__Aim of the task__
Look over the lines below. Report each one that includes the string "table".

==============================

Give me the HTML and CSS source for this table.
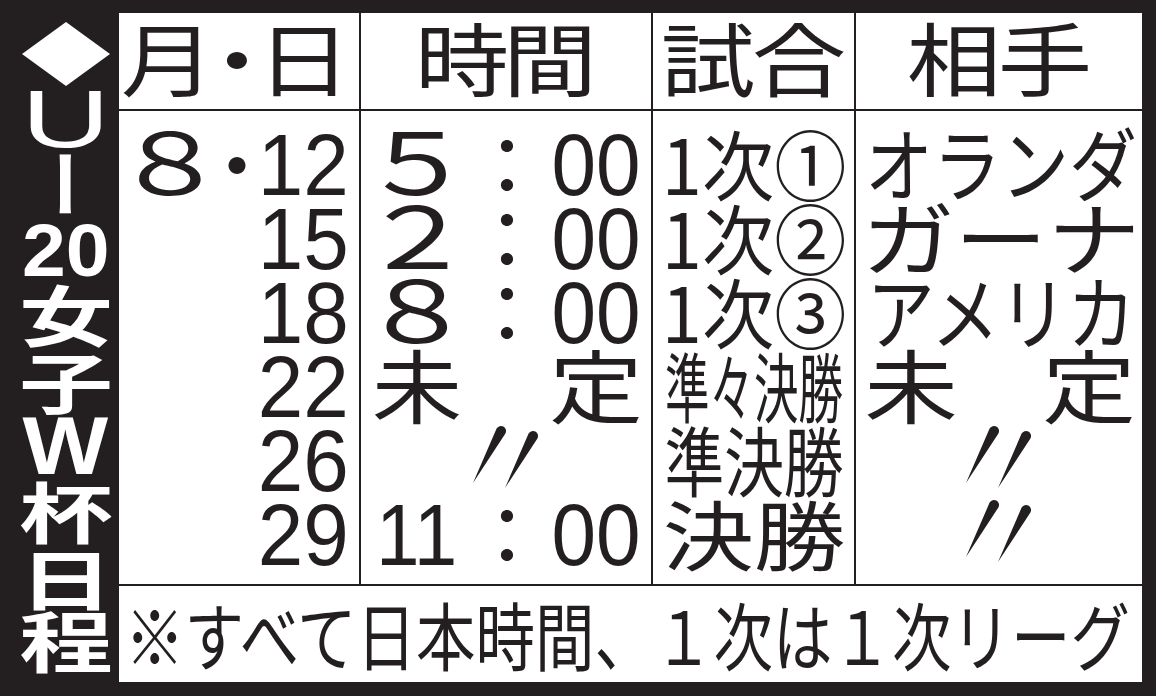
FILE: index.html
```html
<!DOCTYPE html>
<html lang="ja">
<head>
<meta charset="utf-8">
<title>U-20女子W杯日程</title>
<link rel="stylesheet" href="styles.css">
</head>
<body>
<div class="page">
  <div class="side">
    <div class="slot s-dia"><svg width="88" height="64" viewBox="0 0 88 64"><polygon points="44,0 88,32 44,64 0,32" fill="#fff"/></svg></div>
    <div class="slot s-u"><span class="lat">U</span></div>
    <div class="slot s-dash"><span class="dash">ー</span></div>
    <div class="slot s-20"><span class="latb n20">20</span></div>
    <div class="slot s-k1"><span class="kj">女</span></div>
    <div class="slot s-k2"><span class="kj">子</span></div>
    <div class="slot s-w"><span class="latb wl">W</span></div>
    <div class="slot s-k3"><span class="kj">杯</span></div>
    <div class="slot s-k4"><span class="kj">日</span></div>
    <div class="slot s-k5"><span class="kj">程</span></div>
  </div>
  <div class="main">
    <div class="table">
      <div class="cell hd h1"><span class="hc hw64"><span>月</span></span><span class="hc hw74"><span>・</span></span><span class="hc hw59"><span>日</span></span></div>
      <div class="cell hd"><span class="hc hw88"><span>時</span></span><span class="hc hw88"><span>間</span></span></div>
      <div class="cell hd"><span class="hc hw91"><span>試</span></span><span class="hc hw91"><span>合</span></span></div>
      <div class="cell hd"><span class="hc hw91"><span>相</span></span><span class="hc hw91"><span>手</span></span></div>

      <div class="cell body c1">
        <div class="row"><span class="g fw"><span class="fwd">８</span></span><span class="g dot"><span>・</span></span><span class="num">12</span></div>
        <div class="row"><span class="num">15</span></div>
        <div class="row"><span class="num">18</span></div>
        <div class="row"><span class="num">22</span></div>
        <div class="row"><span class="num">26</span></div>
        <div class="row"><span class="num">29</span></div>
      </div>

      <div class="cell body c2">
        <div class="row"><span class="g tl"><span class="fwd">５</span></span><span class="g tc"><span>：</span></span><span class="g tr"><span class="num">00</span></span></div>
        <div class="row"><span class="g tl"><span class="fwd">２</span></span><span class="g tc"><span>：</span></span><span class="g tr"><span class="num">00</span></span></div>
        <div class="row"><span class="g tl"><span class="fwd">８</span></span><span class="g tc"><span>：</span></span><span class="g tr"><span class="num">00</span></span></div>
        <div class="row"><span class="g tl"><span class="kw1">未</span></span><span class="g tc"></span><span class="g tr"><span class="kw2">定</span></span></div>
        <div class="row center"><svg class="ditto" width="76" height="66" viewBox="0 0 76 66"><path d="M37.4 8.4L5 58L28.6 3.6A5 5 0 0 1 37.4 8.4Z"/><path d="M69.4 13.4L37 63L60.6 8.6A5 5 0 0 1 69.4 13.4Z"/></svg></div>
        <div class="row"><span class="g tl"><span class="num n11">11</span></span><span class="g tc"><span>：</span></span><span class="g tr"><span class="num">00</span></span></div>
      </div>

      <div class="cell body c3">
        <div class="row"><span class="g gm sA"><span>1次①</span></span></div>
        <div class="row"><span class="g gm sA"><span>1次②</span></span></div>
        <div class="row"><span class="g gm sA"><span>1次③</span></span></div>
        <div class="row"><span class="g gm sB"><span>準々決勝</span></span></div>
        <div class="row"><span class="g gm sC"><span>準決勝</span></span></div>
        <div class="row"><span class="g gm sD"><span>決勝</span></span></div>
      </div>

      <div class="cell body c4">
        <div class="row"><span class="g gw s4"><span>オランダ</span></span></div>
        <div class="row"><span class="g gw s3"><span>ガーナ</span></span></div>
        <div class="row"><span class="g gw s4"><span>アメリカ</span></span></div>
        <div class="row"><span class="g gk"><span>未</span></span><span class="g gk gk2"><span>定</span></span></div>
        <div class="row center"><svg class="ditto" width="76" height="66" viewBox="0 0 76 66"><path d="M37.4 8.4L5 58L28.6 3.6A5 5 0 0 1 37.4 8.4Z"/><path d="M69.4 13.4L37 63L60.6 8.6A5 5 0 0 1 69.4 13.4Z"/></svg></div>
        <div class="row center"><svg class="ditto" width="76" height="66" viewBox="0 0 76 66"><path d="M37.4 8.4L5 58L28.6 3.6A5 5 0 0 1 37.4 8.4Z"/><path d="M69.4 13.4L37 63L60.6 8.6A5 5 0 0 1 69.4 13.4Z"/></svg></div>
      </div>

      <div class="cell foot"><span>※すべて日本時間、１次は１次リーグ</span></div>
    </div>
  </div>
</div>
</body>
</html>
```

FILE: styles.css
```css
* { box-sizing: border-box; }
html, body { margin: 0; padding: 0; }
body {
  background: #231f20;
  width: 1156px;
  height: 696px;
  overflow: hidden;
  font-family: "Noto Sans CJK JP", sans-serif;
  color: #231f20;
}
.page { display: flex; width: 1156px; height: 696px; }

/* left title column */
.side {
  width: 119px;
  flex: none;
  padding: 20px 0 0 12px;
  display: flex;
  flex-direction: column;
  color: #fff;
}
.slot { display: flex; align-items: center; justify-content: center; flex: none; }
.slot > span { display: block; flex: none; line-height: 1; white-space: nowrap; }
.s-dia { height: 68px; }
.s-u { height: 62px; }
.s-dash { height: 68px; }
.s-20 { height: 64px; }
.s-k1 { height: 66px; }
.s-k2 { height: 68px; }
.s-w { height: 60px; }
.s-k3 { height: 72px; }
.s-k4 { height: 62px; }
.s-k5 { height: 62px; }
.lat { font-family: "Liberation Sans", sans-serif; font-size: 82px; transform: scaleX(1.5); }
.latb { font-family: "Liberation Sans", sans-serif; font-weight: 700; }
.n20 { font-size: 75px; transform: scaleX(1.05); }
.wl { font-size: 81px; transform: scaleX(1.12); }
.dash { font-size: 72px; font-weight: 700; transform: rotate(90deg); margin-left: 8px; }
.kj { font-size: 66px; font-weight: 700; transform: scaleX(1.42); margin-bottom: 7px; }

/* table */
.main { flex: 1; padding: 13px 14px 14px 0; }
.table {
  display: grid;
  grid-template-columns: 240px 290px 201px 286px;
  grid-template-rows: 96px 473px 96px;
  gap: 2px;
  height: 669px;
  background: #231f20;
}
.cell { background: #fff; }

.hd { font-size: 80px; line-height: 84px; white-space: nowrap; text-align: center; }
.h1 { text-align: left; padding-left: 17px; }
.hc { display: inline-flex; justify-content: center; }
.hc > span { display: block; flex: none; transform: scaleX(1.18); }
.hw64 { width: 64px; }
.hw74 { width: 74px; }
.hw59 { width: 59px; }
.hw88 { width: 88px; }
.hw91 { width: 91px; }

.body { padding-top: 12px; }
.row { height: 74px; line-height: 74px; font-size: 80px; white-space: nowrap; }
.g { display: inline-flex; justify-content: center; line-height: 50px; vertical-align: baseline; }
.g > * { display: block; flex: none; transform: scaleX(var(--sx, 1)); }

.num { font-family: "Liberation Sans", sans-serif; font-size: 88px; line-height: 50px; }
.fwd { font-size: 86px; }

.c1 .row { text-align: right; padding-right: 10px; }
.c1 .num { display: inline-block; transform: scaleX(0.93); transform-origin: right; }
.fw { width: 70px; margin-right: 18px; --sx: 1.35; }
.dot { width: 28px; }

.c2 .row { padding-left: 18px; }
.tl { width: 76px; --sx: 1.33; }
.tl .kw1 { --sx: 1.13; }
.tl .n11 { --sx: 0.89; }
.tc { width: 104px; }
.tr { width: 74px; --sx: 0.91; }
.tr .kw2 { --sx: 1.17; }
.ditto { fill: #231f20; vertical-align: baseline; }

.c3 .row { padding-left: 12px; }
.gm { width: 178px; font-size: 76px; }
.sA { --sx: 0.95; }
.sB { --sx: 0.585; }
.sC { --sx: 0.786; }
.sD { --sx: 1.2; }

.c4 .row { padding-left: 12px; }
.gw { width: 266px; }
.s4 { --sx: 0.85; }
.s3 { --sx: 1.16; }
.gk { width: 86px; --sx: 1.17; }
.gk2 { margin-left: 92px; }

.c2 .row.center, .c4 .row.center { text-align: center; padding: 0; }

.foot {
  grid-column: 1 / -1;
  padding-left: 6px;
  font-size: 74px;
  line-height: 93px;
  white-space: nowrap;
}
.foot > span { display: inline-block; transform: scaleX(0.804); transform-origin: left; }
```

==============================

__Output for this exercise__
Give me the HTML and CSS source for this table.
    <div class="table">
/* table */
.table {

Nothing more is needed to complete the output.